Chametz, allontaniamolo da noi e dalla Casa di Israele
Pesach è un’opportunità unica: tutti siamo chiamati ad aprire le nostre porte perché nessuno deve rimanere fuori dalla Casa d’Israele. In questo giorno l’Angelo della morte passa oltre (pasàch) le case degli ebrei e vedendo la mezuzà, simbolo dell’identità ebraica, dichiara che questa casa potrà continuare ad essere ebraica.
E’ il dialogo tra le generazioni che prevale in questa occasione: sapremo noi consegnare il testimone ai nostri figli perché a loro volta siano in grado di fare altrettanto con i loro? Sapremo vincere le sfide che attendono oggi il popolo ebraico e in particolare la Casa ebraica in Italia, senza lasciarci distrarre dalle tante sollecitazioni esterne? Riusciremo a superare le polemiche che hanno accompagnato in questi ultimi tempi la/le Comunità e hanno fortemente minato i rapporti tra i leader stessi delle Comunità?
Il successo di questo processo di recupero dell’unità, sarà tuttavia possibile a una condizione: l’eliminazione di comportamenti e atteggiamenti violenti (chametz = hamas) dalla vita individuale e da quella comunitaria a tutti i livelli. Questo successo quindi passa innanzitutto attraverso ognuno di noi e anche la più piccola parte di chametz renderebbe la Casa d’Israele inidonea ad affrontare con serenità e certezze il futuro.
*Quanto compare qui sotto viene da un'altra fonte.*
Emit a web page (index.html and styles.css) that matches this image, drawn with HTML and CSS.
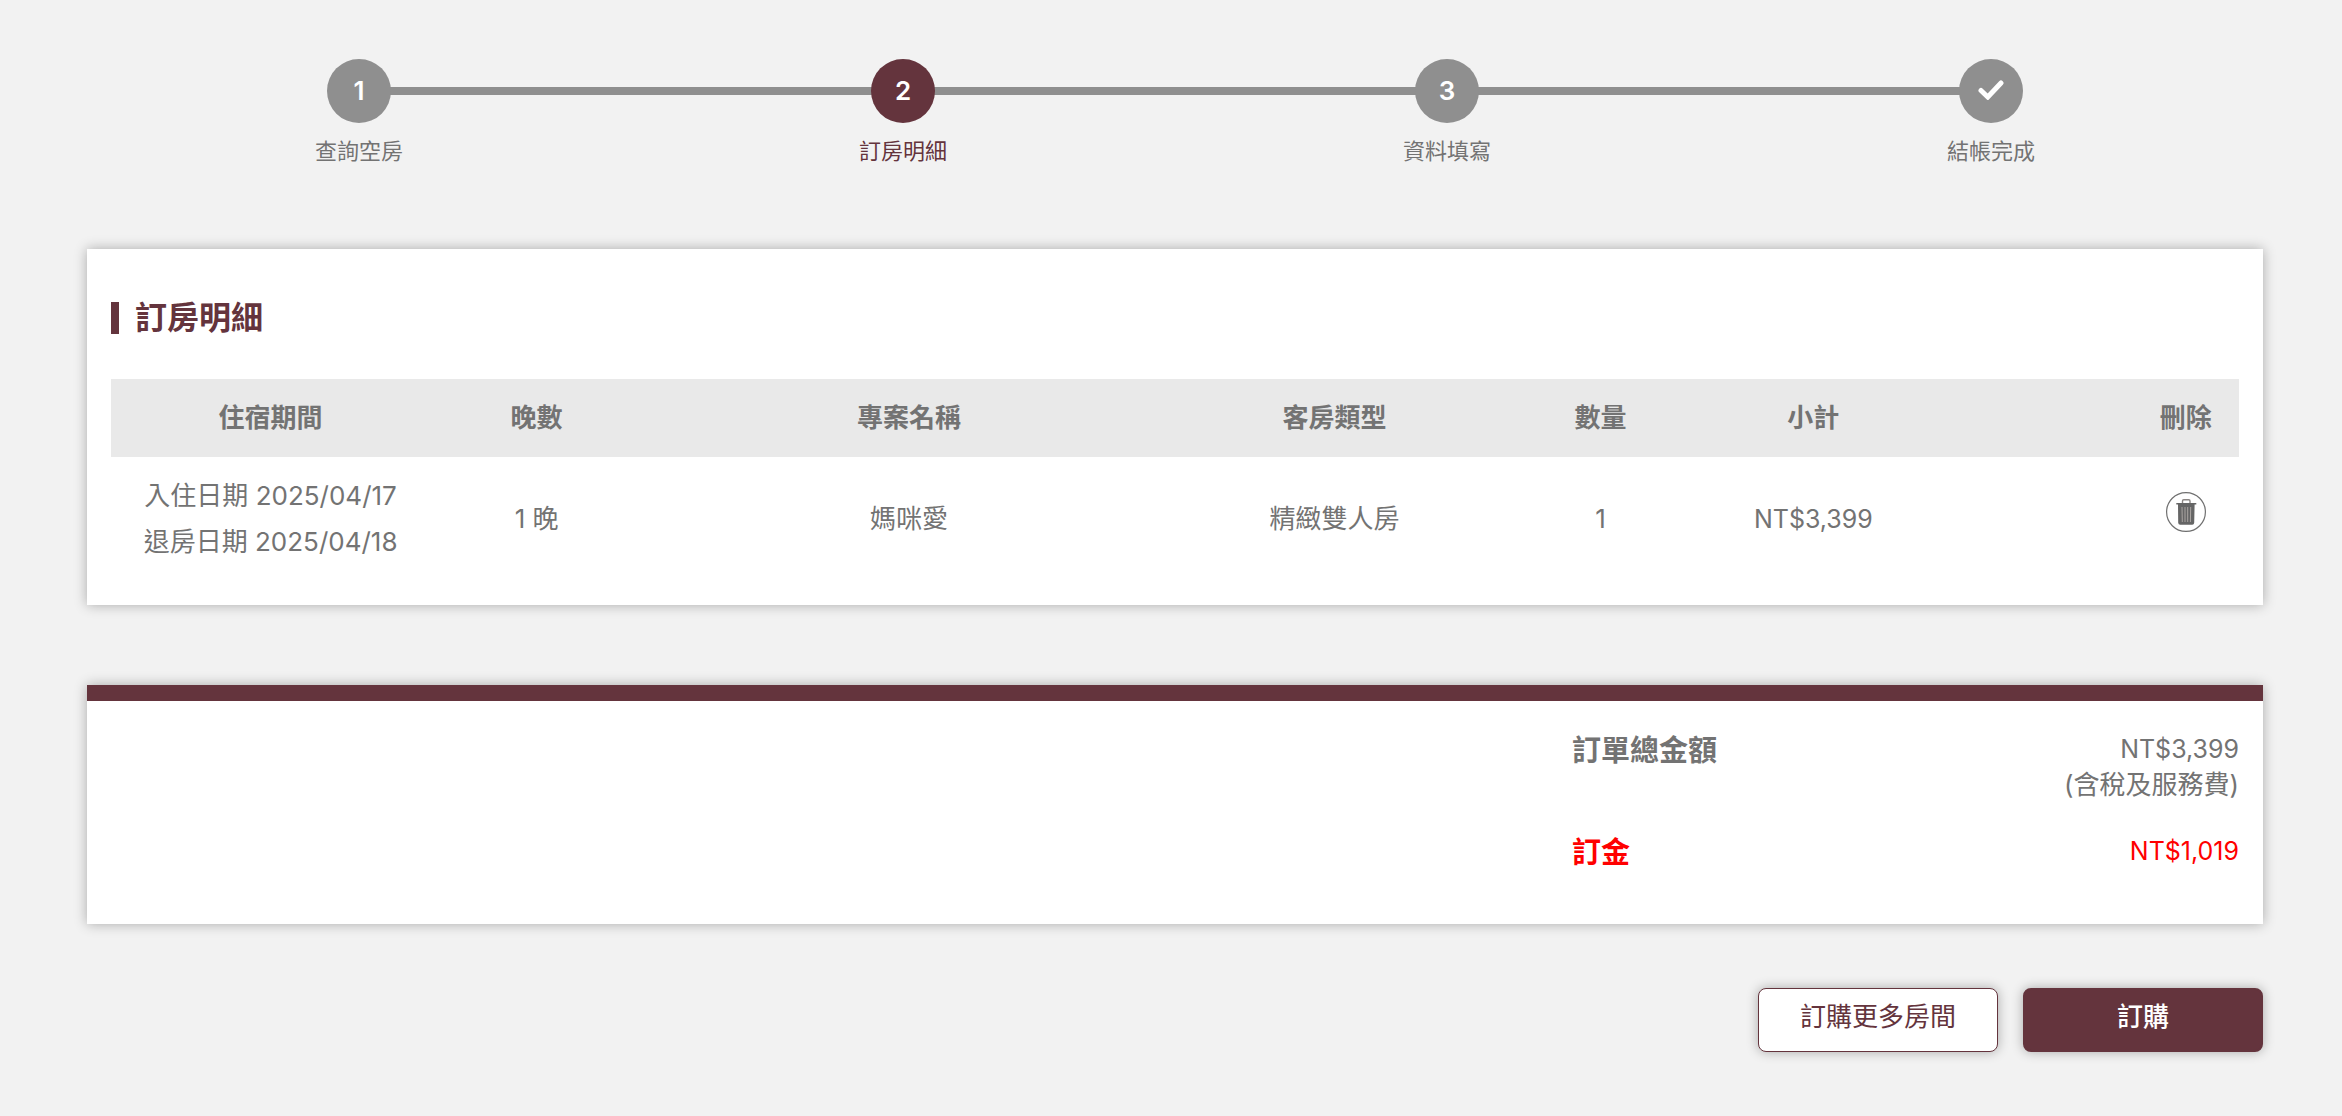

Se ognuno saprà trattenere la propria mazzà dal divenire chametz, avremo fatto un passo importante per creare una comunità in cui ognuno – anche chi oggi se ne è allontanato – possa tornare a trovare il suo posto.
Con l’augurio che questo possa essere un Pesach kasher e sameach, privo di chametz e pieno di quella matzah che può unirci tutti e renderci felici.